The ads will use an auction-based pricing system, and advertisers only pay when they get a desired outcome, like a view or tap on their ads. Apple Maps will launch ads this summer in the U.S. and Canada. The monetisation mechanism is straightforward: By integrating the ad buying process directly into the free Apple Business platform, Apple is making it incredibly easy for local shops to spend their marketing dollars within the Apple ecosystem rather than going elsewhere.
For small businesses, this consolidation delivers real value. On April 14, those three portals will merge into a new single platform. Existing customers and data will automatically migrate to the new unified Apple Business platform. Instead of hopping between three different websites, an administrator can now handle everything from a single dashboard. Features like Blueprints to help businesses easily configure employee groups, device settings, security, and apps make device deployment less painful. Additional iCloud storage is available starting at $0.99 per user per month.
Yet the bigger picture reveals Apple's financial calculation. Apple's services division broke $100 billion in revenue for the full year of 2025, with advertising projected to contribute $8.5 billion in 2026. Services revenue is critical to Apple's growth strategy. Some of Apple's biggest cash generators, including the business of taking a commission on app developer subscriptions and the billions of dollars a year Google sends to Apple for sending search traffic to Google, are under regulatory pressure in Europe and threatened by new AI technology reducing traditional search traffic.
Apple's approach to privacy in the Maps advertising carries nuance. A user's location and the ads they see and interact with in Maps are not associated with their Apple Account.
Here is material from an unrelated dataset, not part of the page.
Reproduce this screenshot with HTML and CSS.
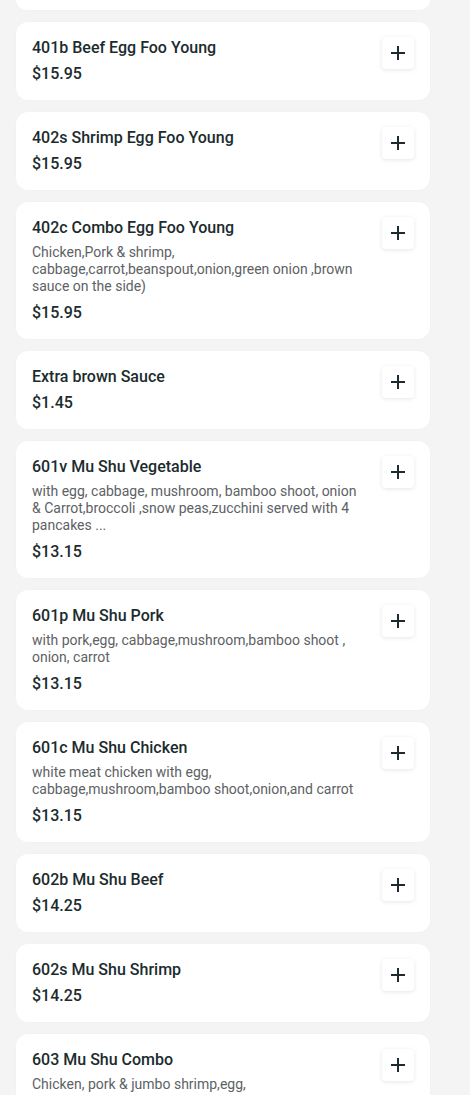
FILE: index.html
```html
<!DOCTYPE html>
<html lang="en">
<head>
<meta charset="utf-8">
<title>Menu</title>
<link rel="stylesheet" href="styles.css">
</head>
<body>
<div class="list">
  <div class="card stub"></div>

  <div class="card">
    <div class="info">
      <div class="title">401b Beef Egg Foo Young</div>
      <div class="price">$15.95</div>
    </div>
    <button class="add" aria-label="Add"><svg viewBox="0 0 16 16" width="16" height="16"><path d="M8 1v14M1 8h14" stroke="currentColor" stroke-width="2" fill="none"/></svg></button>
  </div>

  <div class="card">
    <div class="info">
      <div class="title">402s Shrimp Egg Foo Young</div>
      <div class="price">$15.95</div>
    </div>
    <button class="add" aria-label="Add"><svg viewBox="0 0 16 16" width="16" height="16"><path d="M8 1v14M1 8h14" stroke="currentColor" stroke-width="2" fill="none"/></svg></button>
  </div>

  <div class="card">
    <div class="info">
      <div class="title">402c Combo Egg Foo Young</div>
      <div class="desc">Chicken,Pork &amp; shrimp, cabbage,carrot,beanspout,onion,green onion ,brown sauce on the side)</div>
      <div class="price">$15.95</div>
    </div>
    <button class="add" aria-label="Add"><svg viewBox="0 0 16 16" width="16" height="16"><path d="M8 1v14M1 8h14" stroke="currentColor" stroke-width="2" fill="none"/></svg></button>
  </div>

  <div class="card">
    <div class="info">
      <div class="title">Extra brown Sauce</div>
      <div class="price">$1.45</div>
    </div>
    <button class="add" aria-label="Add"><svg viewBox="0 0 16 16" width="16" height="16"><path d="M8 1v14M1 8h14" stroke="currentColor" stroke-width="2" fill="none"/></svg></button>
  </div>

  <div class="card">
    <div class="info">
      <div class="title">601v Mu Shu Vegetable</div>
      <div class="desc">with egg, cabbage, mushroom, bamboo shoot, onion &amp; Carrot,broccoli ,snow peas,zucchini served with 4 pancakes ...</div>
      <div class="price">$13.15</div>
    </div>
    <button class="add" aria-label="Add"><svg viewBox="0 0 16 16" width="16" height="16"><path d="M8 1v14M1 8h14" stroke="currentColor" stroke-width="2" fill="none"/></svg></button>
  </div>

  <div class="card">
    <div class="info">
      <div class="title">601p Mu Shu Pork</div>
      <div class="desc">with pork,egg, cabbage,mushroom,bamboo shoot , onion, carrot</div>
      <div class="price">$13.15</div>
    </div>
    <button class="add" aria-label="Add"><svg viewBox="0 0 16 16" width="16" height="16"><path d="M8 1v14M1 8h14" stroke="currentColor" stroke-width="2" fill="none"/></svg></button>
  </div>

  <div class="card">
    <div class="info">
      <div class="title">601c Mu Shu Chicken</div>
      <div class="desc">white meat chicken with egg, cabbage,mushroom,bamboo shoot,onion,and carrot</div>
      <div class="price">$13.15</div>
    </div>
    <button class="add" aria-label="Add"><svg viewBox="0 0 16 16" width="16" height="16"><path d="M8 1v14M1 8h14" stroke="currentColor" stroke-width="2" fill="none"/></svg></button>
  </div>

  <div class="card">
    <div class="info">
      <div class="title">602b Mu Shu Beef</div>
      <div class="price">$14.25</div>
    </div>
    <button class="add" aria-label="Add"><svg viewBox="0 0 16 16" width="16" height="16"><path d="M8 1v14M1 8h14" stroke="currentColor" stroke-width="2" fill="none"/></svg></button>
  </div>

  <div class="card">
    <div class="info">
      <div class="title">602s Mu Shu Shrimp</div>
      <div class="price">$14.25</div>
    </div>
    <button class="add" aria-label="Add"><svg viewBox="0 0 16 16" width="16" height="16"><path d="M8 1v14M1 8h14" stroke="currentColor" stroke-width="2" fill="none"/></svg></button>
  </div>

  <div class="card">
    <div class="info">
      <div class="title">603 Mu Shu Combo</div>
      <div class="desc">Chicken, pork &amp; jumbo shrimp,egg, cabbage,mushroom,bamboo shoot,onion,and carrot</div>
      <div class="price">$15.95</div>
    </div>
    <button class="add" aria-label="Add"><svg viewBox="0 0 16 16" width="16" height="16"><path d="M8 1v14M1 8h14" stroke="currentColor" stroke-width="2" fill="none"/></svg></button>
  </div>
</div>
</body>
</html>
```
FILE: styles.css
```css
html, body {
  margin: 0;
  padding: 0;
  background: #f4f4f4;
}
body {
  font-family: Roboto, "Liberation Sans", sans-serif;
  color: #1b2b2e;
  height: 1095px;
  overflow: hidden;
}
.list {
  display: flex;
  flex-direction: column;
  gap: 12px;
  width: 414px;
  padding: 0 0 0 16px;
}
.card {
  display: flex;
  align-items: flex-start;
  gap: 16px;
  background: #ffffff;
  border-radius: 12px;
  padding: 16px;
  box-shadow: 0 0 2px rgba(0, 0, 0, 0.03);
}
.card.stub {
  height: 10px;
  padding: 0;
  border-radius: 0 0 12px 12px;
}
.info {
  flex: 1;
  min-width: 0;
  display: flex;
  flex-direction: column;
}
.title {
  font-size: 16px;
  line-height: 20px;
  font-weight: 500;
  color: #1b2b2e;
}
.desc {
  margin: 6px 0 2px;
  font-size: 14px;
  line-height: 17px;
  color: #5d6265;
}
.price {
  margin-top: 6px;
  font-size: 16px;
  line-height: 20px;
  font-weight: 500;
  color: #1b2b2e;
}
.add {
  flex: none;
  width: 32px;
  height: 32px;
  margin: -1px 0 0;
  padding: 0;
  border: none;
  border-radius: 4px;
  background: #ffffff;
  color: #1b2b2e;
  display: flex;
  align-items: center;
  justify-content: center;
  box-shadow: 0 1px 4px rgba(0, 0, 0, 0.10);
  cursor: pointer;
}
.add svg {
  display: block;
}
```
Personal data stays on the user's device, is not collected or stored by Apple, and is not shared with advertisers or other third parties. This is genuinely different from Google's model, but it also puts Apple in an awkward position: the company built its brand partly on privacy-first messaging whilst simultaneously expanding its own advertising business.
For established device management providers, the move carries sharper edges. Standalone MDM providers like Jamf, which built its entire business around managing Apple devices, now face direct competition from Cupertino itself. This will not replace more robust device management platforms like Mosyle, Jamf, Addigy, or Iru for complex deployments, but it is the perfect zero-touch alternative for small IT teams. The free tier may accelerate consolidation of the MDM market, pushing larger organisations upmarket whilst Apple captures the price-sensitive segment it previously couldn't justify chasing.
There is a legitimate case that Apple Business is sound strategy. Removing friction from device management encourages organisations to stay within the Apple ecosystem. Free tools drive adoption. Adoption builds scale. Scale makes advertising valuable. The logic is coherent. But the question regulators and competitors will ask is whether bundling device management tools with an advertising network creates incentives that advantage Apple's own ad platform over independent competitors. That tension, rather than the genuine conveniences offered by consolidation, will likely shape Apple Business' long-term future.